What the exercise asks: Track down the lines that contain "page" and copy them.

Data:
## start

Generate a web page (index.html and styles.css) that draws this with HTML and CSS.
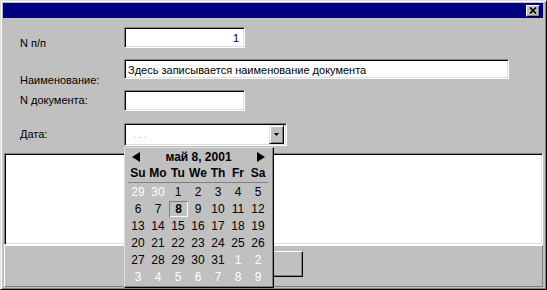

## end
## start

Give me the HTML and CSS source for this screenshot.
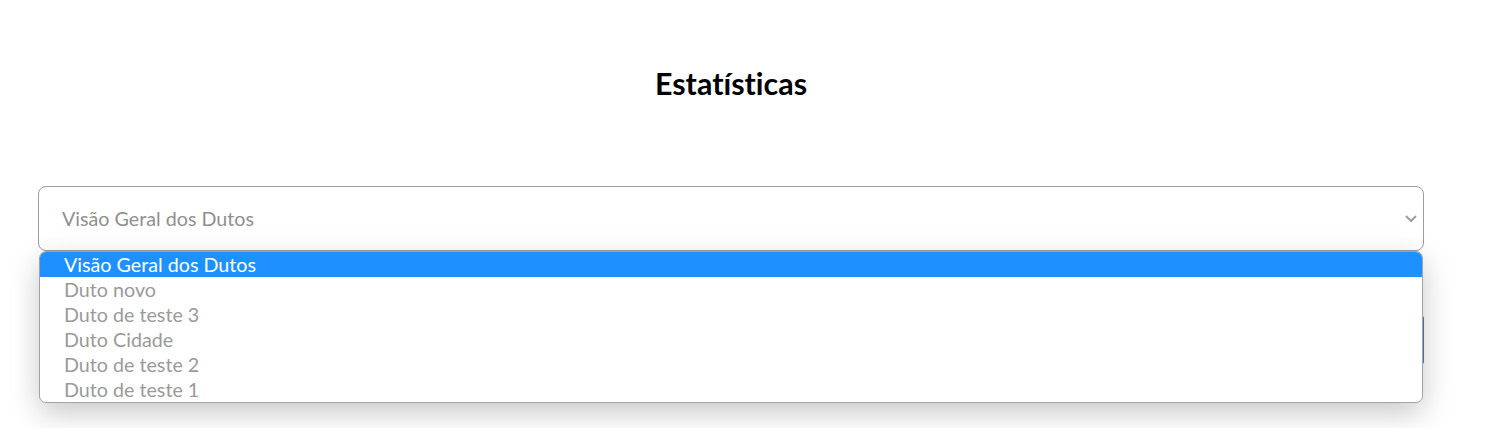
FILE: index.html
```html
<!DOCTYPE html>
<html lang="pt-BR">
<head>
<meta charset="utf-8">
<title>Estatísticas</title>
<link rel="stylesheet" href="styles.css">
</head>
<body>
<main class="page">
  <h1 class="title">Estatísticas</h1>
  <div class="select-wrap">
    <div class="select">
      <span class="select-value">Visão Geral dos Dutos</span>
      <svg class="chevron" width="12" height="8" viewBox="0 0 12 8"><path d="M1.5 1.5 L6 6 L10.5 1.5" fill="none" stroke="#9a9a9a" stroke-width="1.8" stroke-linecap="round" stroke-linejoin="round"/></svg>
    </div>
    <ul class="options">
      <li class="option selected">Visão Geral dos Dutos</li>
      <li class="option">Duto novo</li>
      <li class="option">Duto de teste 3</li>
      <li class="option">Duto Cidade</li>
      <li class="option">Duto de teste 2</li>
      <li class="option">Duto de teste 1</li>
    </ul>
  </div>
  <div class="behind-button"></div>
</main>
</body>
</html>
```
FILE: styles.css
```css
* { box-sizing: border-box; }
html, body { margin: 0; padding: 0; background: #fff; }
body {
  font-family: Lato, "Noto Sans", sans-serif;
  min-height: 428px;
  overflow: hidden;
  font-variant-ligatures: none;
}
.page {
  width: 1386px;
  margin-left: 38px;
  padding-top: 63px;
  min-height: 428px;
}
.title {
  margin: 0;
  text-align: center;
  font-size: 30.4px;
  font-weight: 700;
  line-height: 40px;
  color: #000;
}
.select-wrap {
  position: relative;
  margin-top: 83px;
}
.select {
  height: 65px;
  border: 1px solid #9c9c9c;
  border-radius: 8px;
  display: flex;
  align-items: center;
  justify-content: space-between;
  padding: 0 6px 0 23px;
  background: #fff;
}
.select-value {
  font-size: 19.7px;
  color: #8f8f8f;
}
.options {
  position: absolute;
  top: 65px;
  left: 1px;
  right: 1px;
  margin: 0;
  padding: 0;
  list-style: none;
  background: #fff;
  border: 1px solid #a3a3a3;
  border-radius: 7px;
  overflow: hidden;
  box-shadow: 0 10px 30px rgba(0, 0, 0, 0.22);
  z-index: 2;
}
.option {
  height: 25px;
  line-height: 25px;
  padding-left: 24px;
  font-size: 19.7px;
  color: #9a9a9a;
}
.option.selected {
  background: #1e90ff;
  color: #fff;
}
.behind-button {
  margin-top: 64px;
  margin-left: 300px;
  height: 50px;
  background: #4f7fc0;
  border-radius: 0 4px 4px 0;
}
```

## end

Finished task:
Generate a web page (index.html and styles.css) that draws this with HTML and CSS.
<main class="page">
.page {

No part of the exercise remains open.